__GIVEN PROBLEM__: Look through the data below. Collect every line where the word "React" occurs.

==========

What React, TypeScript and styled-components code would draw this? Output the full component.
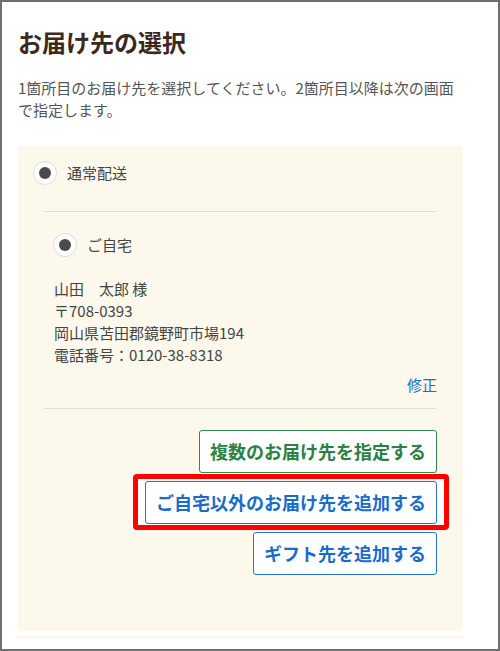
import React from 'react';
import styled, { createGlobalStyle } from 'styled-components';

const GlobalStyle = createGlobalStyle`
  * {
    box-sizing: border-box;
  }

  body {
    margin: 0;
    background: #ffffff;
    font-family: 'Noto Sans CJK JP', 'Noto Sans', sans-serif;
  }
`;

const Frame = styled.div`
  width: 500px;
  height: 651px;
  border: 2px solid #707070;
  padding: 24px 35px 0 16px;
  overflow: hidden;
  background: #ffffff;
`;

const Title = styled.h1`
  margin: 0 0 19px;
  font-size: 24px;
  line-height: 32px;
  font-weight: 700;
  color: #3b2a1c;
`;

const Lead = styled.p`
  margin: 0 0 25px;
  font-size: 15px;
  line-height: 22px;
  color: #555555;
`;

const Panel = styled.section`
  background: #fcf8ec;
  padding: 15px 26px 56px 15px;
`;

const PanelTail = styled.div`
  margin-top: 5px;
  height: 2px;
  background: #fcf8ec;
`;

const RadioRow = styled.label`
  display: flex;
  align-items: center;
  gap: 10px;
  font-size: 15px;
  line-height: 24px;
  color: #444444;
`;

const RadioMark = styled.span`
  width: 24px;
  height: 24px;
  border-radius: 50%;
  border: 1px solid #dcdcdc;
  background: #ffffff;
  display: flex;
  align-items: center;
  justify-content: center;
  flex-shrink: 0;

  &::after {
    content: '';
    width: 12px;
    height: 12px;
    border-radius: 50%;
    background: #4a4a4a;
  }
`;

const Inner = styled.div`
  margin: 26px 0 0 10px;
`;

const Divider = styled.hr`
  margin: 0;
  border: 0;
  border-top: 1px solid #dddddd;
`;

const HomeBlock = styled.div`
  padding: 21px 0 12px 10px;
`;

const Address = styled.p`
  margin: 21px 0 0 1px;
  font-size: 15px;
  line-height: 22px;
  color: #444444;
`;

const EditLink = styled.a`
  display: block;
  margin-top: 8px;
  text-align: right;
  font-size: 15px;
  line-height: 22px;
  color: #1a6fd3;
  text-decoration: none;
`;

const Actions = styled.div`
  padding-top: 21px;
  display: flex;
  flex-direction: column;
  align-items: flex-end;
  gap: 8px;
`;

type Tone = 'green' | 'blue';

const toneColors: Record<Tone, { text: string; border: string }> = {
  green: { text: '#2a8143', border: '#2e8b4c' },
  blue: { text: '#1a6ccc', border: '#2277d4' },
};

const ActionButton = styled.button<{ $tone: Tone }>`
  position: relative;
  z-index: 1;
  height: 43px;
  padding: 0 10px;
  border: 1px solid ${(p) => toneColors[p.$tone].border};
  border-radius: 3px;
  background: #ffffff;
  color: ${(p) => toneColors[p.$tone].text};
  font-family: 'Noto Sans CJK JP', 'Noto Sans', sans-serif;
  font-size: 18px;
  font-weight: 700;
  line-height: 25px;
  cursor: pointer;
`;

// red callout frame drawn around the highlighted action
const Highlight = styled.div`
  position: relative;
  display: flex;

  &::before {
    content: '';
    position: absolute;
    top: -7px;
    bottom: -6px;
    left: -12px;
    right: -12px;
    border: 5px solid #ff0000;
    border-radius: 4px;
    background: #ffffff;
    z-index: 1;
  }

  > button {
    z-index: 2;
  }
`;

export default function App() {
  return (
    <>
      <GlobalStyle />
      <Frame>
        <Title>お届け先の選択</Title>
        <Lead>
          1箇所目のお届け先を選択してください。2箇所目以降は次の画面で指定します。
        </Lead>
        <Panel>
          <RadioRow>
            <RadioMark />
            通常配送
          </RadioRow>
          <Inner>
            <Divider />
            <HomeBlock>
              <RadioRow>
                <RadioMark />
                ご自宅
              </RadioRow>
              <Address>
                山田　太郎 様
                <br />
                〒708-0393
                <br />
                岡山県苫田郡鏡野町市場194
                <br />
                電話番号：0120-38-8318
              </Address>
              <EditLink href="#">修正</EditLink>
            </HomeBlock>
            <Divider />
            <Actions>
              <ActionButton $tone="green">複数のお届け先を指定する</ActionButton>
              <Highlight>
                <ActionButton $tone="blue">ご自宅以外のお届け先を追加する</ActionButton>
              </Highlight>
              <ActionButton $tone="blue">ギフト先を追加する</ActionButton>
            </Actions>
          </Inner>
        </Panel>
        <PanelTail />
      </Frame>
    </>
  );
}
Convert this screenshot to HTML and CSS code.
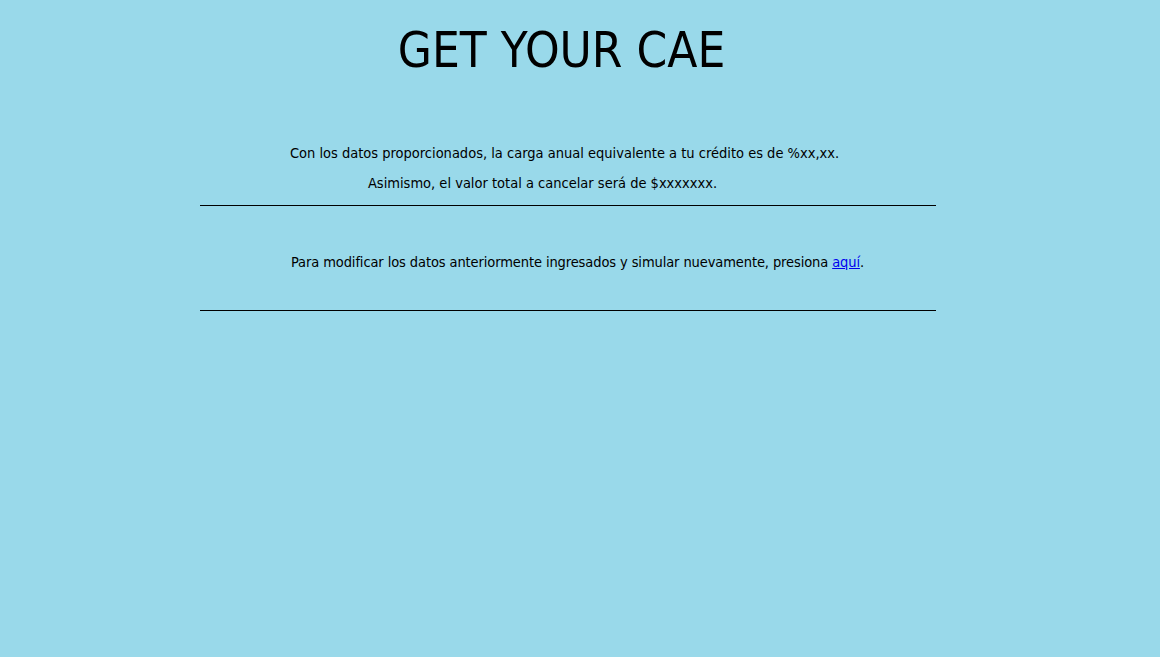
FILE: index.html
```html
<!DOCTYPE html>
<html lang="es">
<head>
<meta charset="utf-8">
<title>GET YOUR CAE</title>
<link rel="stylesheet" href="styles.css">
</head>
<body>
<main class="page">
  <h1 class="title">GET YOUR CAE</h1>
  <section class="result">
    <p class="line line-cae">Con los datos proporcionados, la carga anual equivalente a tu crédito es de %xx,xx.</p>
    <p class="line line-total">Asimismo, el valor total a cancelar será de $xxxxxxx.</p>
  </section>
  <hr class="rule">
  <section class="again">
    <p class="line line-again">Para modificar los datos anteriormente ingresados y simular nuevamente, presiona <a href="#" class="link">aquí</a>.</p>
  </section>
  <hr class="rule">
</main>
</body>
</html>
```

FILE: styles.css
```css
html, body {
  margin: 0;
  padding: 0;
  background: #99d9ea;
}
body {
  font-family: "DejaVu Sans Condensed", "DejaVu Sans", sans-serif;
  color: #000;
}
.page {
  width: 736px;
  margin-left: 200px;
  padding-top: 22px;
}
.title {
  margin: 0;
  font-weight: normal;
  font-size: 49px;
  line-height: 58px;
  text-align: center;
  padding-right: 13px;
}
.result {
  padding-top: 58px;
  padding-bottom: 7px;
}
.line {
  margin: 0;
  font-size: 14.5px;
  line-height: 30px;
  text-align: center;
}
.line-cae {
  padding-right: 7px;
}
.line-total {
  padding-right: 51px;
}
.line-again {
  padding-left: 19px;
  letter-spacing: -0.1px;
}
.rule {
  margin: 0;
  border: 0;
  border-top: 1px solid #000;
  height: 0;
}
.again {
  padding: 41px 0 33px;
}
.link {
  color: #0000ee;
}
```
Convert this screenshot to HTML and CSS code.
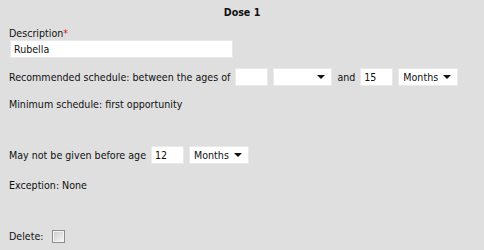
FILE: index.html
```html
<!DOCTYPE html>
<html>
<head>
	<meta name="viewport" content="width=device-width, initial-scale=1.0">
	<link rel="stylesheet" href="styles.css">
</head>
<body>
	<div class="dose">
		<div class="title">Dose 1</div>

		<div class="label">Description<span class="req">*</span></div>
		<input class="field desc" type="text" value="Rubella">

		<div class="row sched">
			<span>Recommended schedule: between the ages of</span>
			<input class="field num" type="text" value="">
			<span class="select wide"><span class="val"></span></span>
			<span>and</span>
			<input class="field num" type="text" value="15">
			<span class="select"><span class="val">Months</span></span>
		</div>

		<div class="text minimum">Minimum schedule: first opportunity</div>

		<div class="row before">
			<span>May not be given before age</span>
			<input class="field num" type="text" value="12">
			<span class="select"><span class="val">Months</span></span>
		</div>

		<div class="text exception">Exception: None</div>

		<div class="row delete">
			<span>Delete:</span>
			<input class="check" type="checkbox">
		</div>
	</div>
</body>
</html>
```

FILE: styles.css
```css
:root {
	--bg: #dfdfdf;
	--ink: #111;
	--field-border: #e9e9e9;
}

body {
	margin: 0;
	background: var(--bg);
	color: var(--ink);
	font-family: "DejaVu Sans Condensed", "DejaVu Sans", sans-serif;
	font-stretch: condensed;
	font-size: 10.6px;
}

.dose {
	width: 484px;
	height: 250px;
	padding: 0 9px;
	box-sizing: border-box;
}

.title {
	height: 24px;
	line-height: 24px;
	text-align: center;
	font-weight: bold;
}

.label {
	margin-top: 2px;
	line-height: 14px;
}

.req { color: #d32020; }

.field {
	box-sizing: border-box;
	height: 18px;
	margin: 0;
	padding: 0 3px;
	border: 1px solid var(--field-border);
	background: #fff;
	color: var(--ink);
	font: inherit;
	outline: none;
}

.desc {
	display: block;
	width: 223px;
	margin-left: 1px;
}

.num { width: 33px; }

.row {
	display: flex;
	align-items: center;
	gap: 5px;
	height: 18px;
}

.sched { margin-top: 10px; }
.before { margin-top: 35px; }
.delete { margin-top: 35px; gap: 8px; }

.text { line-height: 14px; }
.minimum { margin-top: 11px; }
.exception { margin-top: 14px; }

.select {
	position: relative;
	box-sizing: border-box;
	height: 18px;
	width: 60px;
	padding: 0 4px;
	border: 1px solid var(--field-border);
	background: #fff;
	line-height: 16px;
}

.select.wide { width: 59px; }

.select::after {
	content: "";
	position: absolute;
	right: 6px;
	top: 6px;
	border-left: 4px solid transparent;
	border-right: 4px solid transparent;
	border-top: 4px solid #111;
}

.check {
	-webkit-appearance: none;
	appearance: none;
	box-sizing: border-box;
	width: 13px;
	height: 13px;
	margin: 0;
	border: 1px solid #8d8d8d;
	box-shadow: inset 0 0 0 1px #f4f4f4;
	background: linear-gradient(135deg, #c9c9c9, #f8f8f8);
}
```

==========

__IN RESPONSE__:
What React, TypeScript and styled-components code would draw this? Output the full component.
import React from 'react';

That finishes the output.